I wanted to learn more about the Twitter's various APIs.

After a few days of hacking I'm glad to say I've achieved every goal I wanted to get out of this experiment. I'd like to thank Matt Cutts for the initial idea on how to implement this and Kevin Mark's for saving me from having to write a Twitter crawler by reminding me of Google's Social Graph API.

What it does and how it works

The search experiment provides four kinds of searches

The search functionality with no options checked is exactly the same as search.twitter.com
- Example query: search for "stackoverflow" on Twitter
Checking "Search Near Me" finds all tweets posted by people who are within 30 miles of your geographical location (requires JavaScript). Your geographical location is determined from your IP address while the geographical location of the tweets is determined from the location fields of the Twitter profiles of the authors. Nice way to find out what people in your area are thinking about local news.
- Example query: search for "stackoverflow" mentioned by Twitter users who live within 30 miles of Renton,WA
Checking 'Sort By Follower Count' is my attempt to jump on the authority based Twitter search bandwagon. I don't think it's very useful but it was easy to code. Follower counts are obtained via the Google Social Graph API.
- Example query: search for "stackoverflow" on Twitter sorted by number of followers of the author
Checking 'Limit to People I Follow' requires you to also specify your user name and then all search results are filtered to only return results from people you follow (requires JavaScript). This feature only works for a small subset of Twitter users that have been encountered by a crawler I wrote. The application is crawling Twitter friend lists as you read this and anyone I follow should already have their friend list crawled. If it doesn't work for you, check back in a few days. It's been slow going since Twitter puts a 100 request per hour cap on crawlers.
- Example query: search for "stackoverflow" on Twitter filtered to people followed by Carnage4Life

Developing on Windows Azure: Likes

After building a small scale application with Windows Azure, there are definitely a number of things I like about the experience. The number one thing I loved was the integrated deployment story with Visual Studio. I can build a regular ASP.NET application on my local machine that either used cloud or local storage resources and all it takes is a few mouse clicks to go from my code running on my machine to my code running on computers in Microsoft's data center either in a staging environment or in production. The fact that the data access APIs are all RESTful makes it super easy to go from pointing the app running on your machine to cloud storage or local storage on your machine simply by changing some base URIs in a configuration file.

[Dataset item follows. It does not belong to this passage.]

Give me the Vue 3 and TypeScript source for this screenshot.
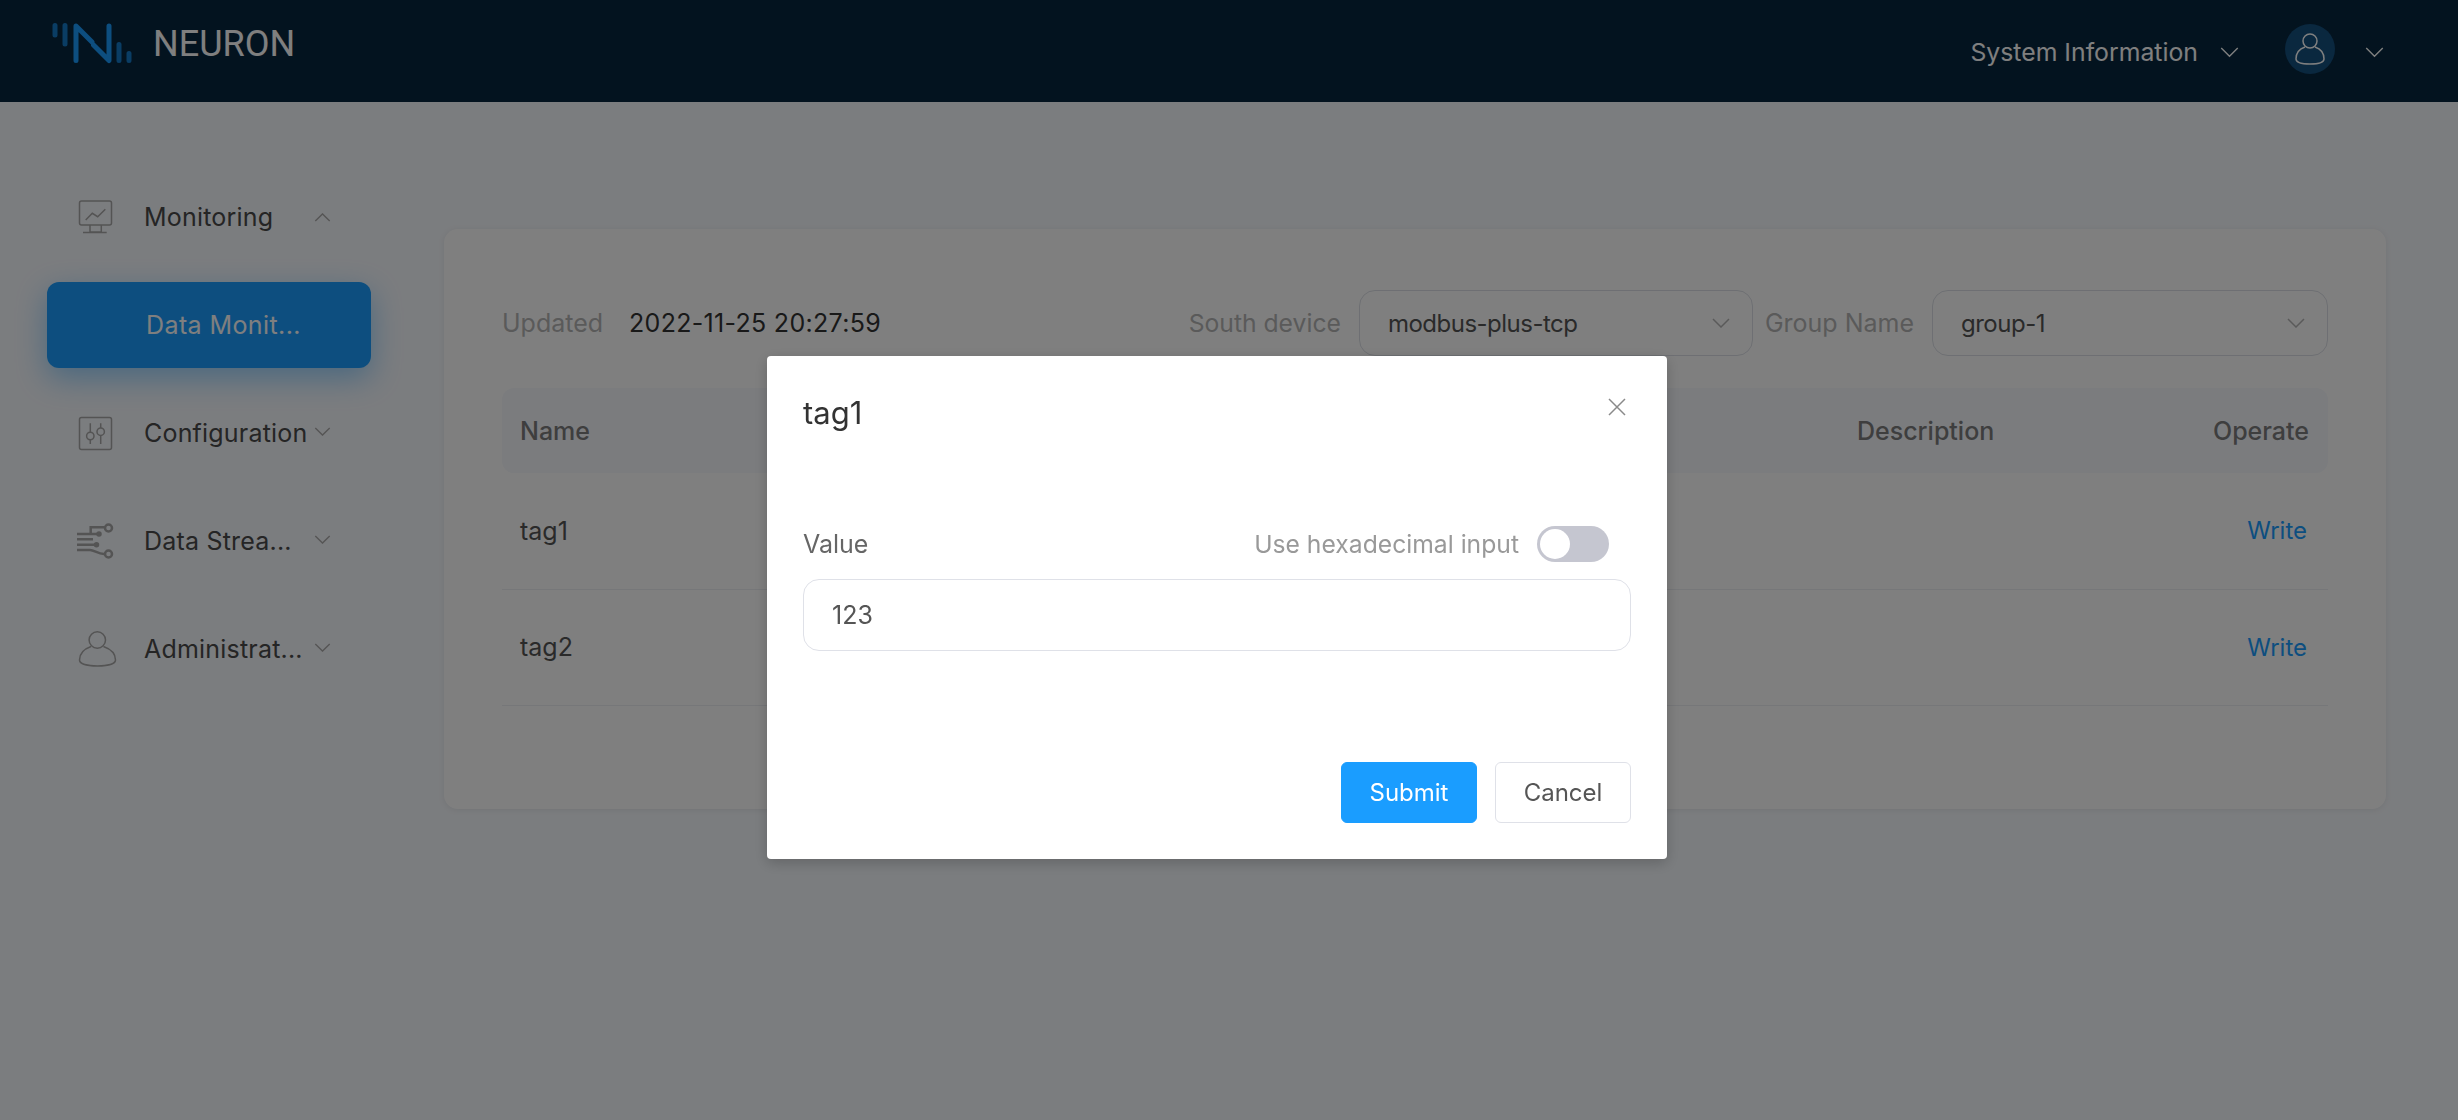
<template>
  <div class="page">
    <header class="top-bar">
      <div class="brand">
        <svg class="logo" width="82" height="42" viewBox="0 0 82 42" fill="none" stroke="#1a9dff" stroke-width="5" stroke-linecap="round" stroke-linejoin="round">
          <path d="M24 38.500V4l16 16M41.500 23L57 38.500V4" />
          <path class="logo-dim" d="M3 3.500V13M13 3.500V22M67 22.500v16M77 31.500v7" />
        </svg>
        <span class="brand-name">NEURON</span>
      </div>
      <div class="top-actions">
        <span class="top-link">System Information</span>
        <svg class="chevron top-chevron" viewBox="0 0 20 12"><path d="M1 1l9 9 9-9" /></svg>
        <span class="avatar">
          <svg width="32" height="34" viewBox="0 0 32 34" fill="none" stroke="#fff" stroke-width="1.500">
            <circle cx="16" cy="9" r="7" />
            <path d="M11 15C5 17 2 22 2 27c0 3 5 5 14 5s14-2 14-5c0-5-3-10-9-12" />
          </svg>
        </span>
        <svg class="chevron top-chevron" viewBox="0 0 20 12"><path d="M1 1l9 9 9-9" /></svg>
      </div>
    </header>

    <div class="body">
      <nav class="side-nav">
        <template v-for="item in navItems" :key="item.label">
          <div class="nav-item">
            <svg class="nav-icon" width="38" height="36" viewBox="0 0 38 36" fill="none" stroke="#a8a8a8" stroke-width="1.500" v-html="item.icon"></svg>
            <span class="nav-label">{{ item.label }}</span>
            <svg class="chevron nav-chevron" :class="{ open: item.open }" viewBox="0 0 18 10"><path d="M1 1l8 8 8-8" /></svg>
          </div>
          <div v-if="item.open" class="nav-item sub active">
            <span class="nav-label">Data Monit...</span>
          </div>
        </template>
      </nav>

      <main class="main">
        <section class="card">
          <div class="filters">
            <span class="muted">Updated</span>
            <span class="updated-time">2022-11-25 20:27:59</span>
            <span class="filter-label south">South device</span>
            <div class="select south-select">
              <span>modbus-plus-tcp</span>
              <svg class="chevron select-chevron" viewBox="0 0 18 10"><path d="M1 1l8 8 8-8" /></svg>
            </div>
            <span class="filter-label group">Group Name</span>
            <div class="select group-select">
              <span>group-1</span>
              <svg class="chevron select-chevron" viewBox="0 0 18 10"><path d="M1 1l8 8 8-8" /></svg>
            </div>
          </div>

          <div class="table">
            <div class="row head">
              <span>Name</span>
              <span>Description</span>
              <span class="right">Operate</span>
            </div>
            <div v-for="tag in tags" :key="tag" class="row">
              <span class="tag-name">{{ tag }}</span>
              <span></span>
              <a class="right write-link">Write</a>
            </div>
          </div>
        </section>
      </main>
    </div>

    <div class="mask">
      <div class="dialog">
        <div class="dialog-head">
          <h2>tag1</h2>
          <svg class="close" width="20" height="20" viewBox="0 0 20 20"><path d="M2 2l16 16M18 2L2 18" /></svg>
        </div>
        <div class="field-head">
          <label>Value</label>
          <div class="hex-toggle">
            <span>Use hexadecimal input</span>
            <span class="switch"><i></i></span>
          </div>
        </div>
        <input class="value-input" type="text" value="123" />
        <div class="dialog-foot">
          <button class="btn primary">Submit</button>
          <button class="btn">Cancel</button>
        </div>
      </div>
    </div>
  </div>
</template>

<script setup lang="ts">
const tags = ['tag1', 'tag2']

const navItems = [
  {
    label: 'Monitoring',
    open: true,
    icon: '<rect x="3.500" y="2" width="32" height="24" rx="2"/><path d="M9.700 21l6.600-6.700 5.400 3.400 7.600-7.400M14 26v7h11.300v-7M7 33.500h23.700"/>',
  },
  {
    label: 'Configuration',
    open: false,
    icon: '<rect x="3.500" y="2.500" width="32" height="32" rx="2"/><circle cx="14.300" cy="21" r="3.700"/><circle cx="24.700" cy="16.700" r="3.700"/><path d="M14.300 8.300v9M14.300 24.700V29M24.700 8.300V13M24.700 20.400V29"/>',
  },
  {
    label: 'Data Strea...',
    open: false,
    icon: '<g stroke-width="2.500"><path d="M14.700 11V4.300H29M1 11h23M1 16.300h16M1 21.700h20M1 27h13c4 0 8 4 14 4"/><circle cx="32.500" cy="5" r="3.500"/><circle cx="32.500" cy="31" r="3.500"/></g><circle cx="23" cy="11" r="2" fill="#a8a8a8"/><circle cx="20.500" cy="21.700" r="2" fill="#a8a8a8"/>',
  },
  {
    label: 'Administrat...',
    open: false,
    icon: '<circle cx="21.300" cy="9" r="8.200"/><path d="M15 15.500C8 18 3.500 23 3.500 29c0 4 8 6 18 6s18-2 18-6c0-6-5-11-12-13.500"/>',
  },
]
</script>

<style scoped>
.page {
  position: relative;
  min-height: 1120px;
  background: #f7fafe;
  font-family: Inter, "Liberation Sans", sans-serif;
  font-size: 25px;
  color: #333;
}
.top-bar {
  height: 102px;
  box-sizing: border-box;
  display: flex;
  justify-content: space-between;
  background: #07263e;
  padding: 0 74px 0 52px;
}
.brand {
  display: flex;
  align-items: flex-start;
  padding-top: 22px;
  gap: 19px;
}
.logo-dim {
  opacity: 0.72;
}
.brand-name {
  margin-top: 1px;
  font-family: Roboto, sans-serif;
  font-size: 36px;
  line-height: 42px;
  color: #fff;
}
.top-actions {
  display: flex;
  align-items: center;
  padding-bottom: 2px;
  color: #fff;
}
.top-link {
  margin-top: 4px;
  font-size: 24.800px;
}
.chevron {
  fill: none;
  stroke: currentColor;
  stroke-width: 1.500;
}
.top-chevron {
  width: 19px;
  height: 11px;
  margin: 4px 0 0 22px;
}
.avatar {
  width: 50px;
  height: 50px;
  margin: -2px 8px 0 46px;
  border-radius: 50%;
  background: #14507f;
  display: flex;
  align-items: center;
  justify-content: center;
}
.body {
  display: flex;
}
.side-nav {
  width: 444px;
  flex-shrink: 0;
  box-sizing: border-box;
  padding: 72px 73px 0 47px;
  display: flex;
  flex-direction: column;
  gap: 22px;
}
.nav-item {
  height: 86px;
  display: flex;
  align-items: center;
  padding-left: 29px;
  border-radius: 12px;
}
.nav-icon {
  flex-shrink: 0;
  margin-right: 30px;
  overflow: visible;
}
.nav-label {
  width: 161px;
  white-space: nowrap;
  color: #4a4a4a;
  letter-spacing: 0.2px;
}
.nav-chevron {
  width: 17px;
  height: 9px;
  margin: -3px 0 0 9px;
  color: #aaa;
}
.nav-chevron.open {
  margin-top: 0;
  transform: rotate(180deg);
}
.nav-item.active {
  background: #1a9dff;
  padding-left: 99px;
  box-shadow: 0 10px 30px rgba(26, 157, 255, 0.45);
}
.nav-item.active .nav-label {
  width: 157px;
  color: #fff;
  letter-spacing: 0.4px;
}
.main {
  flex: 1;
  padding: 127px 72px 0 0;
}
.card {
  height: 580px;
  box-sizing: border-box;
  padding: 61px 58px 0;
  background: #fff;
  border-radius: 14px;
  box-shadow: 0 1px 6px rgba(0, 0, 0, 0.08);
}
.filters {
  height: 66px;
  display: flex;
  align-items: center;
}
.muted,
.filter-label {
  color: #b5b5b5;
  white-space: nowrap;
}
.filter-label.south {
  margin-left: auto;
  font-size: 24.700px;
}
.updated-time {
  margin-left: 26px;
  color: #333;
  letter-spacing: 0.3px;
}
.select {
  height: 66px;
  box-sizing: border-box;
  display: flex;
  align-items: center;
  justify-content: space-between;
  padding: 0 22px 0 28px;
  border: 1px solid #dcdfe6;
  border-radius: 16px;
  color: #555;
  font-size: 24px;
  letter-spacing: -0.5px;
}
.south-select {
  width: 394px;
  margin: 0 12px 0 18px;
}
.group-select {
  width: 396px;
  margin-left: 18px;
}
.select-chevron {
  width: 18px;
  height: 10px;
  color: #b5b5b5;
}
.table {
  margin-top: 32px;
}
.row {
  height: 116.500px;
  display: grid;
  grid-template-columns: 1337px 1fr auto;
  align-items: center;
  padding: 0 21px 0 18px;
  border-bottom: 1px solid #eceef2;
  box-sizing: border-box;
}
.row.head {
  height: 85px;
  padding-right: 19px;
  background: #f6f8fc;
  border: 0;
  border-radius: 12px;
  color: #7c7c7c;
  font-weight: 500;
}
.tag-name {
  color: #555;
}
.right {
  text-align: right;
}
.write-link {
  color: #1a9dff;
  font-size: 24px;
}
.mask {
  position: fixed;
  inset: 0;
  box-sizing: border-box;
  padding: 356px 24px 0 0;
  background: rgba(0, 0, 0, 0.5);
  display: flex;
  justify-content: center;
  align-items: flex-start;
}
.dialog {
  width: 900px;
  height: 503px;
  box-sizing: border-box;
  padding: 0 36px;
  background: #fff;
  border-radius: 4px;
  box-shadow: 0 4px 14px rgba(0, 0, 0, 0.2);
}
.dialog-head {
  height: 112px;
  display: flex;
  justify-content: space-between;
  align-items: center;
}
.dialog-head h2 {
  margin: 0;
  font-size: 31px;
  font-weight: 400;
  color: #333;
}
.close {
  margin: -10px 4px 0 0;
  fill: none;
  stroke: #8a8a8a;
  stroke-width: 1.500;
}
.field-head {
  margin-top: 56px;
  height: 40px;
  display: flex;
  justify-content: space-between;
  align-items: center;
  color: #666;
}
.hex-toggle {
  display: flex;
  align-items: center;
  gap: 18px;
  margin-right: 22px;
  color: #999;
  font-size: 24.700px;
}
.switch {
  width: 72px;
  height: 36px;
  padding: 3px;
  box-sizing: border-box;
  border-radius: 18px;
  background: #c5c6d0;
  display: flex;
}
.switch i {
  width: 30px;
  height: 30px;
  border-radius: 50%;
  background: #fff;
}
.value-input {
  display: block;
  width: 100%;
  height: 72px;
  margin-top: 15px;
  box-sizing: border-box;
  padding: 0 28px;
  border: 1px solid #dfe1e8;
  border-radius: 16px;
  outline: none;
  font: inherit;
  color: #555;
}
.dialog-foot {
  margin-top: 111px;
  display: flex;
  justify-content: flex-end;
  gap: 18px;
}
.btn {
  width: 136px;
  height: 61px;
  border: 1px solid #dfe1e8;
  border-radius: 6px;
  background: #fff;
  font: inherit;
  font-size: 24px;
  color: #555;
  padding: 0;
}
.btn.primary {
  background: #1a9dff;
  border-color: #1a9dff;
  color: #fff;
}
</style>

<style>
html,
body {
  background: #f7fafe;
}
</style>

Another aspect of Windows Azure that I thought was great is how easy it is to create background processing tasks. It was very straightforward to create a Web crawler that crawled Twitter to build a copy of its social graph by simply adding a "Worker Role" to my project. I've criticized Google App Engine in the past for not supporting the ability to create background tasks so it is nice to see this feature in Microsoft's platform as a service offering.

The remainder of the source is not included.